It's a wake-up call and if the industry's response is active, effective and sincere, the prize is the Holy Grail of professionals the world over: respect.

 

But what's at risk? The biggest risk is to the industry's very foundation if it fails to effectively embrace this change and successfully shift to a fee-for-service model, industry participants say.

 

Strategic Consulting and Training manager director Jim Stackpool says the fee-for-service transition signals a change far more profound than revenue, but by and large advisers - at least the ones who seek out his services - are prepared to make the leap.

 

"We have always operated from the space that clients want their outcomes far more than they want the adviser's products," Stackpool says.

 

"We've worked, I like to think, at the vanguard of the advice practices where most of the advisers we've worked with have always grappled with the concept of a commission or a trail base being more aligned to the quantum of product that's being delivered rather than the quality of advice that's being delivered."

 

Clients have been at the mercy of their own time-poor lives and complex products offered as part of a complex service, Stackpool says. He adds that changing financial advisers is seen as stressful and time-consuming, akin to changing banks or telephone providers.

 

However, the balance of power is set to shift.

 

"There's a false confidence being built into most of the adviser-client relationships, but when it's challenged - and it will be challenged - clients will go to their advisers and say, 'What's your value proposition because, comparatively, you sound expensive to me,' Stackpool says.

 

"I think that's the day when the advice industry either becomes a profession or jumps back with its tail between its legs and goes back to selling products." 


 

A ban on most financial advice-related commissions is set to come into effect on 1 July 2013 as part of the government's Future of Financial Advice (FOFA) reforms, introduced by Financial Services and Superannuation Minister Bill Shorten.  

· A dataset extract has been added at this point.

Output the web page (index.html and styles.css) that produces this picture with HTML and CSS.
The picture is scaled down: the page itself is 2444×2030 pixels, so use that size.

The reforms include a number of changes, including opt-in, which would require advisers to have clients sign fresh agreements every two years. FOFA also proposes to do away with volume-based commissions, which include payments based on volume or sales targets from platform providers to dealer groups.

 

However, fee-for-service is the centrepiece of the changes because it so profoundly changes the way the industry collects revenue by doing away with upfront commissions as well as ongoing payments, or trailing commissions.

 

"These reforms are crucial to further developing the industry and improving the trust and confidence that Australians have in financial advisers," Shorten said when he unveiled the reforms three months ago.

 

"We will continue to consult with stakeholders in the lead-up to the release of draft legislation later this year."

 

His office has said the draft legislation will be introduced in August or September and finalised by the end of the year.

 

"I strongly believe that professional, well-regulated financial advice can be of great benefit to a growing number of Australians and I believe our Future of Financial Advice reforms will encourage more people to seek that advice in the future," he said then.

 

No escape

 

It's hard to argue with Shorten's statement given that only two in 10 Australians seek out financial advice, a statistic that adviser-member organisations are keen to improve.

 

To that end, the FPA has set the deadline for making the switch to fee-for-service at 1 July 2012, a full year earlier than that contained in the government's proposal.

 

"We announced in October 2009 that our members would be required to make this change," FPA general manager of policy and government relations Dante De Gori says.

 

"Those who acted early have a competitive advantage. Some members are getting the benefit of that because they can differentiate their service."

 

Asked whether the FPA was concerned that the earlier deadline would prompt members to quit the organisation, De Gori said no.

 

"No-one can avoid fee for service by leaving our membership. Under FOFA, they will be required to change irrespective of whether they are a member or not. You can't escape fee-for-service by leaving the FPA.

 

"Also, our members have known about this since 2009 and those that did not transition are going to be left behind both professionally and commercially."

 

The opposition has said it would undo FOFA if elected, but De Gori says not even a change of government will derail the shift to fee-for-service.

 

"They may undo opt-in and the banning of insurance commissions in super but not investment commissions," he says.

 

 

Paragem Dealer Services managing director Ian Knox says the industry's focus has disproportionately been on the adviser and the adviser's practice.  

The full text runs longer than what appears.